Boutique sports stores with fashion flair are forcing established sports retailers across the globe to rethink their strategy."There is a disconnect with established sports retailers and new consumers; they are not reaching the market," said Kathleen Gasperini, senior vice president of Label Networks, based in Los Angeles, a market research and media firm specializing in global youth cultures and lifestyle fashion who attended ISPO and gave a speech on the sports style retail crossover.
"Smaller, trendier sports boutiques and online retail are filling this gap," added Gasperini, who noted that the increase of hip sports stores was an international retail phenomenon.
"Board sports and urban wear is extremely popular in Portugal,'' said Jose Paulo Saramago, marketing manager for Dream Team, a buying office specialized in sports and fashion. "Shopping is part of the social scene. Young consumers hang out in tiny stores that sell streetwear apparel, listen to music and put their names on lists for upcoming limited edition lines."
Concept stores with a sportswear theme are spreading across all sports categories. Claudia Kuppers, for example, opened her fitness-focused concept store, Clauds, last winter in Dusseldorf. It has a feminine ambience and features sophisticated fitness and golf styles from high-end labels such as Casall and Rohnisch, both based in Sweden. "Our customers want to look good and they want service," said Kuppers, who plans to open more stores.
To ride this trend and attract fashion-focused retailers, manufacturers said they were factoring more style-savvy items into their collections.
Florian Steinberger, managing director of Chiemsee, a lifestyle board sports brand founded by two windsurfing brothers in 1982, said last winter was a "real disaster and summer is under pressure." But Steinberger said that the focus on fashion and accessories was helping to buoy sales. "We've always had a lifestyle focus, which is still selling very well, despite the weather conditions," he said.

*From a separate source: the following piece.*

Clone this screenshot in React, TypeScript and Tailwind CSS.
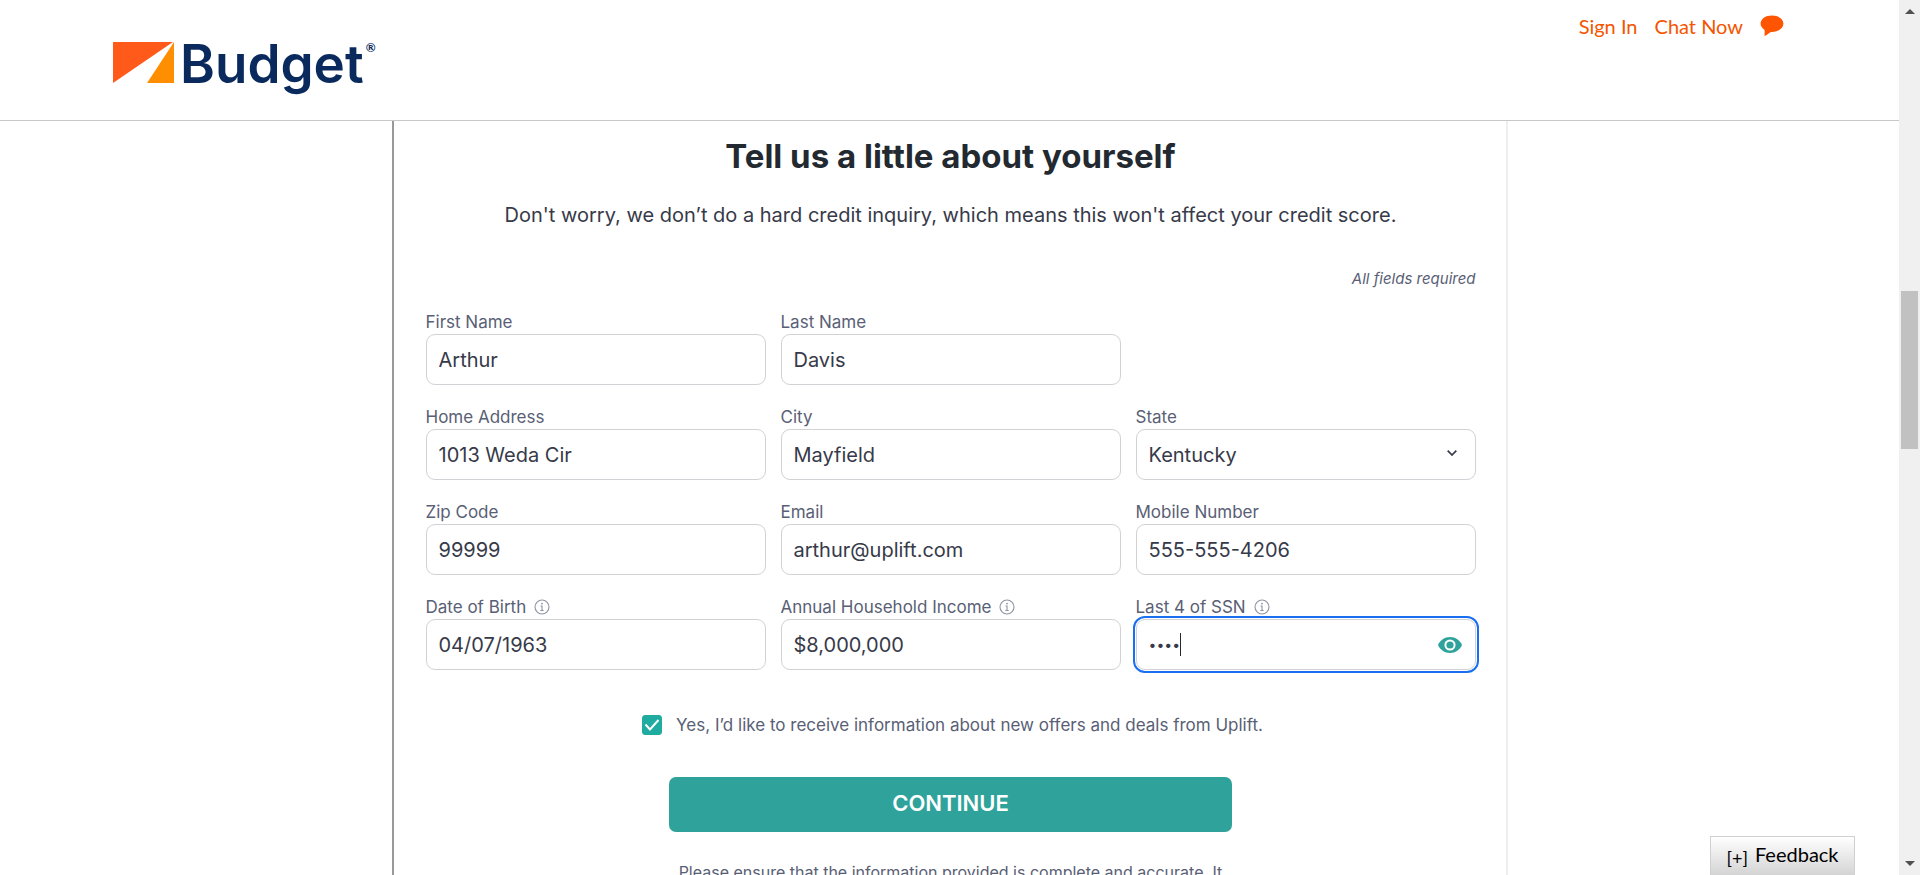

Sportswear accessories were another key direction at the show. These were seen at a wide range of resources, from Italy's Pantofola, a luxury soccer shoe manufacturer since 1886, to lifestyle newcomers such as golf lifestyle brand Clover or trendy cycling lifestyle line Starshot, whose cycling hats were given a special mention from retailers at the show.
"Consumers are looking for new stories," said Kai Stuht von Neupauer, Starshot's managing director, who launched the label this summer to create a new lifestyle cycle category.Chic sportswear couture continued driving sales at Bogner, where jacket prices reach 7,999 euros, or $11,028 at the current exchange rate.

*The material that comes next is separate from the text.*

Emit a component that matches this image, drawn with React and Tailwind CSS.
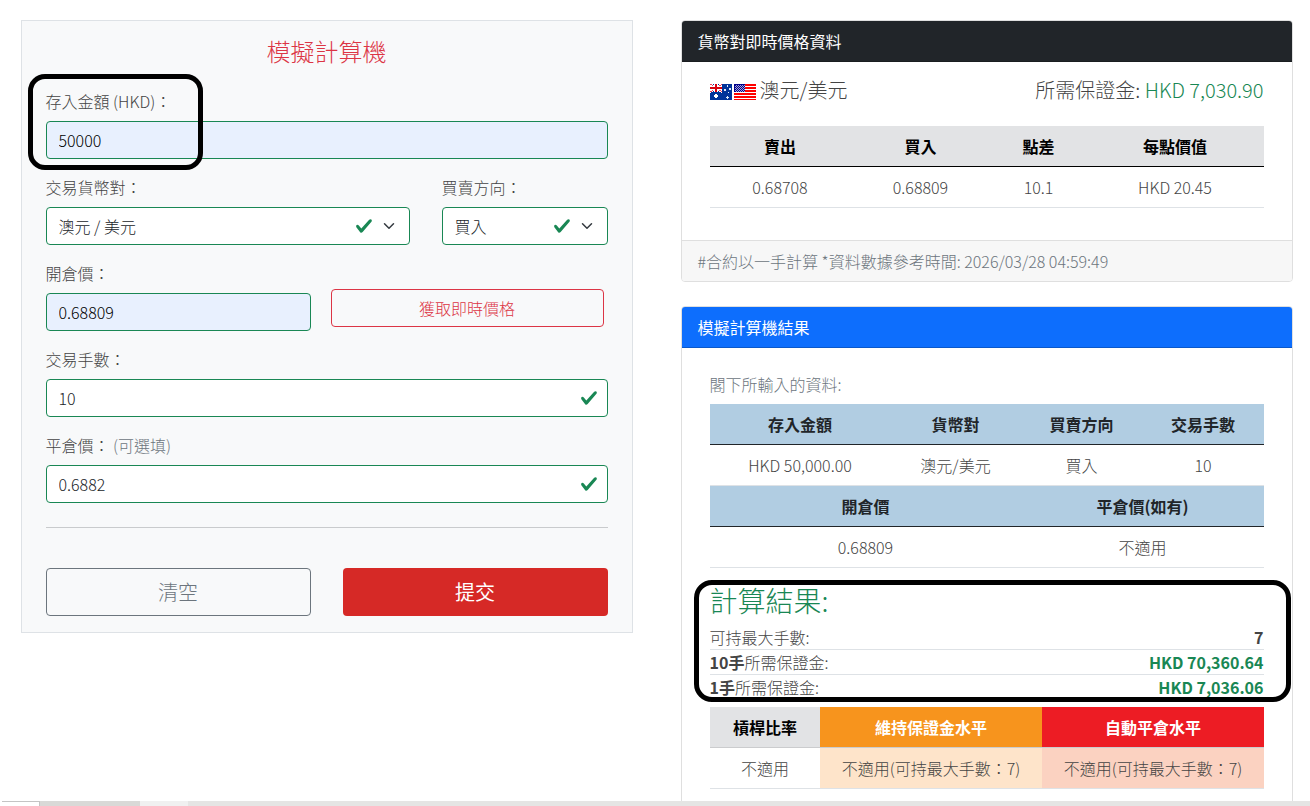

"Because of the lack of snow, we put the emphasis on our fashion pieces, which already make up the majority of the overall collection," said Richard Hilverts, head of the company's international sales, who explained Bogner's focus on fashion started with Maria Bogner, who added elastic straps to ski pants to create a more snug-looking fit. Hilverts said sales for the company were on the rise.
Hummel soccer brand was also pushing its high-end business. For the summer it will launch its Per Invitation Only Line high-end jersey collection of pants, tops and dresses embedded with Swarovski crystals.

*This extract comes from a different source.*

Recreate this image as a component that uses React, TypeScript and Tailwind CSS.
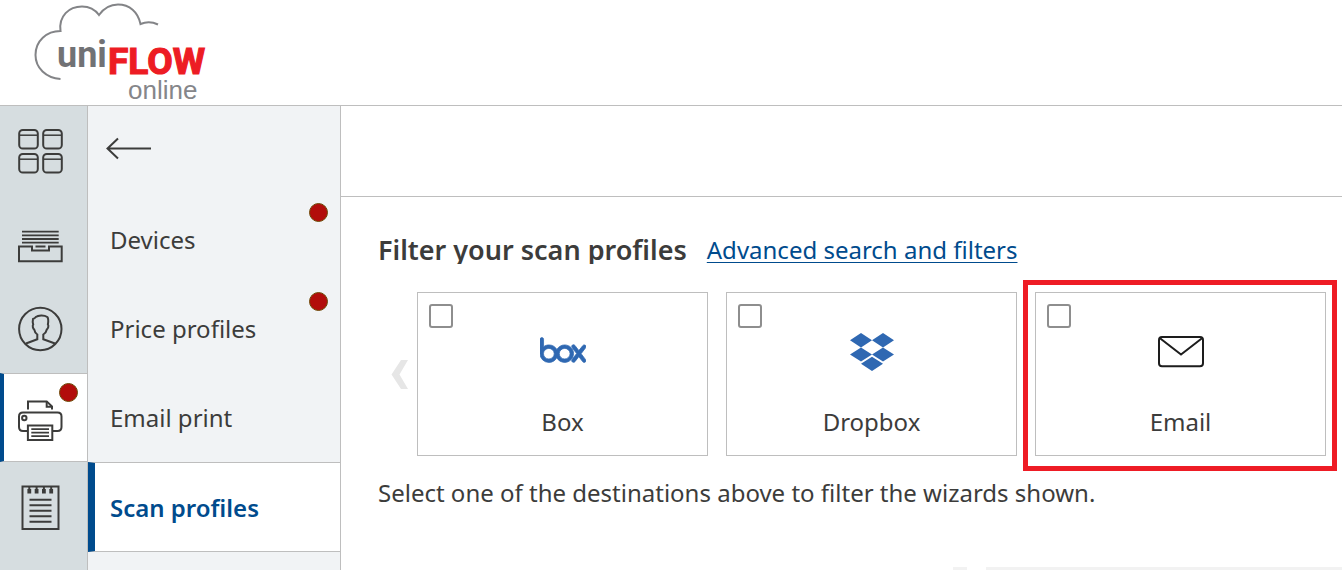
import { useState, type ReactNode } from "react";
import { SiBox } from "react-icons/si";

const stroke = { fill: "none", stroke: "currentColor", strokeWidth: 2 } as const;

function Logo() {
  return (
    <svg className="h-[105px] w-[210px]" viewBox="0 0 210 105" role="img" aria-label="uniFLOW online">
      <path
        d="M60.500 79C46 78 35.500 68 35.500 55C35.500 41 46.500 31 60.500 31C58.500 16 69 6.500 82 6.500C89.500 6.500 95 9.500 99 15C104 8 110 4.500 118 4.500C129.500 4.500 138 12 140.500 24C146 21.500 152 21.500 158 24.500"
        fill="none"
        stroke="#838487"
        strokeWidth="2"
      />
      <text x="57" y="67" fontSize="36" fontWeight="700" fill="#717275" fontFamily="Roboto, sans-serif">
        uni
      </text>
      <text x="108" y="74" fontSize="37" fontWeight="700" fill="#ed1c24" stroke="#ed1c24" strokeWidth="1.2" fontFamily="Roboto, sans-serif">
        FLOW
      </text>
      <text x="128" y="99" fontSize="26" fill="#85868a" fontFamily="'Liberation Sans', sans-serif">
        online
      </text>
    </svg>
  );
}

function DashboardIcon() {
  return (
    <svg className="size-[46px]" viewBox="0 0 46 46" {...stroke}>
      {[1.2, 25.2].map((x) =>
        [2, 26].map((y) => (
          <g key={`${x}-${y}`}>
            <rect x={x} y={y} width="18.600" height="18.600" rx="3.600" />
            <path d={`M${x} ${y + 5.2}h18.6`} strokeWidth="1.500" />
          </g>
        )),
      )}
    </svg>
  );
}

function TrayIcon() {
  return (
    <svg className="size-[46px]" viewBox="0 0 46 46" {...stroke}>
      <path d="M4 14.700H40.700M4 18.300H40.700M4 22H40.700M4 25.700H40.700M17.500 29.500H27.500" strokeWidth="1.800" />
      <path d="M1 29.400H14V33.400H31V29.400H43.700V44.300H1Z" />
    </svg>
  );
}

function UserIcon() {
  return (
    <svg className="size-[46px]" viewBox="0 0 46 46" {...stroke}>
      <circle cx="22.300" cy="23" r="21.200" />
      <path d="M8 37.500L19.300 33.200V28.500C17.500 27.500 16.700 26 16.200 23.500C15 22.500 14.200 20 15.200 18.500C14.700 16.500 14.600 14.500 15 13C16 12.600 17 12.200 17.800 11C20 9.300 26 8.700 29.300 11C30.600 12.500 30.400 15.500 29.900 18.500C31 20 30 22.500 28.800 23.500C28.300 26 27 27.500 25.300 28.500V33.200L37 37.500" />
    </svg>
  );
}

function PrinterIcon() {
  return (
    <svg className="size-[46px]" viewBox="0 0 46 46" {...stroke}>
      <path d="M10 14.500V6.400H28.700L34 11.500V14.500" />
      <path d="M28.700 6.400V11.700H34" />
      <path d="M9.700 36H5C2.500 36 1 34.500 1 32V21.500C1 19 2.500 17.400 5 17.400H39.500C42 17.400 43.500 19 43.500 21.500V32C43.500 34.500 42 36 39.500 36H34.300" />
      <circle cx="6.300" cy="23" r="2.200" />
      <path d="M9.900 30.500H34.300V45H9.900Z" />
      <path d="M13.300 34.200H31M13.300 37.700H31M13.300 41.200H31" strokeWidth="1.700" />
    </svg>
  );
}

function NotepadIcon() {
  return (
    <svg className="size-[46px]" viewBox="0 0 46 46" {...stroke}>
      <path d="M4.500 2.600H40.500V45H4.500Z" />
      <path d="M11.300 5V9.500M18.600 5V9.500M25.900 5V9.500M33.200 5V9.500" strokeWidth="3.800" />
      <path d="M11.300 2V6M18.600 2V6M25.900 2V6M33.200 2V6" strokeWidth="2" />
      <path d="M11.500 15.700H33.500M11.500 21.200H33.500M11.500 26.700H33.500M11.500 32.200H33.500M11.500 37.700H33.500" />
    </svg>
  );
}

function DropboxIcon() {
  return (
    <svg className="h-[38px] w-11" viewBox="0 0 44 38" fill="#2f68b2">
      <path d="M11 0L22 7.200L11 14.400L0 7.200ZM33 0L44 7.200L33 14.400L22 7.200ZM11 14.400L22 21.600L11 28.600L0 21.600ZM33 14.400L44 21.600L33 28.600L22 21.600ZM22 23.800L33 30.800L22 38L11 30.800Z" />
    </svg>
  );
}

function MailIcon() {
  return (
    <svg className="h-8 w-[46px]" viewBox="0 0 46 32" fill="none" stroke="#1d1d1d" strokeWidth="2">
      <rect x="1" y="1" width="44" height="29.300" rx="3" />
      <path d="M2 2.300L23 18.600L44 2.300" />
    </svg>
  );
}

function Dot({ className }: { className: string }) {
  return <span className={`absolute size-[19px] rounded-full border border-[#6f4a08] bg-[#b20d0b] ${className}`} />;
}

const rail: { label: string; icon: ReactNode; active?: boolean }[] = [
  { label: "Dashboard", icon: <DashboardIcon /> },
  { label: "Job lists", icon: <TrayIcon /> },
  { label: "Users", icon: <UserIcon /> },
  { label: "Printers", icon: <PrinterIcon />, active: true },
  { label: "Reports", icon: <NotepadIcon /> },
];

const menu = [
  { label: "Devices", dot: true },
  { label: "Price profiles", dot: true },
  { label: "Email print" },
  { label: "Scan profiles", active: true },
];

const destinations: { name: string; icon: ReactNode; highlighted?: boolean }[] = [
  { name: "Box", icon: <SiBox className="mb-1 size-[46px] text-[#2f68b2]" stroke="#2f68b2" strokeWidth="0.4" /> },
  { name: "Dropbox", icon: <DropboxIcon /> },
  { name: "Email", icon: <MailIcon />, highlighted: true },
];

export default function App() {
  const [selected, setSelected] = useState<string[]>([]);
  const toggle = (name: string) =>
    setSelected((list) => (list.includes(name) ? list.filter((n) => n !== name) : [...list, name]));

  return (
    <div className="flex h-screen flex-col overflow-hidden bg-white font-['Noto_Sans','Open_Sans',sans-serif] text-2xl text-[#3c3c3b]">
      <header className="shrink-0 border-b border-[#bebebe]">
        <Logo />
      </header>

      <div className="flex min-h-0 flex-1">
        <nav aria-label="Main" className="w-[88px] shrink-0 overflow-hidden border-r border-[#bebebe] bg-[#d6dde0]">
          {rail.map((item) => (
            <a
              key={item.label}
              href="#"
              aria-label={item.label}
              className={
                item.active
                  ? "relative flex h-[89px] items-start border-y border-l-4 border-y-[#bebebe] border-l-[#004b8d] bg-white pt-[21px] pl-3.5"
                  : "flex h-[89px] items-start pt-[22px] pl-[18px]"
              }
            >
              {item.icon}
              {item.active && <Dot className="top-[9px] left-[55px]" />}
            </a>
          ))}
        </nav>

        <nav aria-label="Printing" className="w-[253px] shrink-0 overflow-hidden border-r border-[#bebebe] bg-[#f1f3f5]">
          <button type="button" aria-label="Back" className="flex h-[89px] w-full items-center pb-1 pl-[18px]">
            <svg className="h-6 w-[46px]" viewBox="0 0 46 24" {...stroke}>
              <path d="M1.500 11.500H45M12 1.500L1.500 11.500L12 21.500" />
            </svg>
          </button>
          {menu.map((item) => (
            <a
              key={item.label}
              href="#"
              className={
                item.active
                  ? "flex h-[90px] items-center border-y border-l-[7px] border-y-[#bebebe] border-l-[#004b8d] bg-white pt-px pl-[15px] font-semibold text-[#004b8d]"
                  : "relative flex h-[89px] items-center pl-[22px]"
              }
            >
              {item.label}
              {item.dot && <Dot className="top-2 right-3" />}
            </a>
          ))}
        </nav>

        <main className="flex min-w-0 flex-1 flex-col">
          <div className="h-[91px] shrink-0 border-b border-[#bebebe]" />

          <div className="flex h-[67px] shrink-0 items-end gap-5 pl-[37px]">
            <h1 className="h-8 overflow-hidden text-[27px] leading-9 font-semibold whitespace-nowrap">
              Filter your scan profiles
            </h1>
            <a
              href="#"
              className="h-8 leading-9 whitespace-nowrap text-[#004b8d] underline decoration-1 underline-offset-3"
            >
              Advanced search and filters
            </a>
          </div>

          <section aria-label="Destinations" className="mt-7 flex shrink-0 items-center gap-[9px] pr-4 pl-[50px]">
            <button type="button" aria-label="Previous destinations" className="shrink-0">
              <svg className="h-[29px] w-[17px]" viewBox="0 0 17 29" fill="#e6e6e6">
                <path d="M10 0H17L8.500 14.500L17 29H10L0.500 14.500Z" />
              </svg>
            </button>
            <div className="grid flex-1 grid-cols-3 gap-[18px]">
              {destinations.map((item) => (
                <label
                  key={item.name}
                  className="relative flex h-[164px] flex-col items-center border border-[#bebebe] pt-9"
                >
                  <input
                    type="checkbox"
                    checked={selected.includes(item.name)}
                    onChange={() => toggle(item.name)}
                    className="absolute top-[11px] left-[11px] size-6 appearance-none rounded-[3px] border-2 border-[#8e8e8e] bg-white checked:bg-[#004b8d]"
                  />
                  <span className="flex h-[45px] items-center">{item.icon}</span>
                  <span className="mt-8 leading-8">{item.name}</span>
                  {item.highlighted && (
                    <span className="pointer-events-none absolute -top-[13px] -right-3 -bottom-4 -left-[13px] border-[5px] border-[#ee1c25]" />
                  )}
                </label>
              ))}
            </div>
          </section>

          <p className="mt-[19px] shrink-0 pl-[37px] leading-9">
            Select one of the destinations above to filter the wizards shown.
          </p>

          <div className="mt-auto flex h-[3px] justify-end gap-[19px]">
            <div className="w-3.5 bg-[#f2f2f2]" />
            <div className="w-[356px] bg-[#f2f2f2]" />
          </div>
        </main>
      </div>
    </div>
  );
}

Ski demon Rossignol also presented an exclusive fashion line.
Dubbed Rossignol 1907, the limited edition, vintage-inspired line was launched to mark the company's 100th anniversary this year and to create more fashionable products that can be worn in any season.
"We need to come down from the mountain and go into the city," said Patrick Werle, Rossignol's sales manager for Europe.
German furniture and fashion designer Philipp Plein took the couture sportswear concept to the extreme by showcasing a silver crocodile horseback riding saddle, which will retail for around 10,000 euros, or $13,799. Plein said he would introduce couture swimwear in January 2008.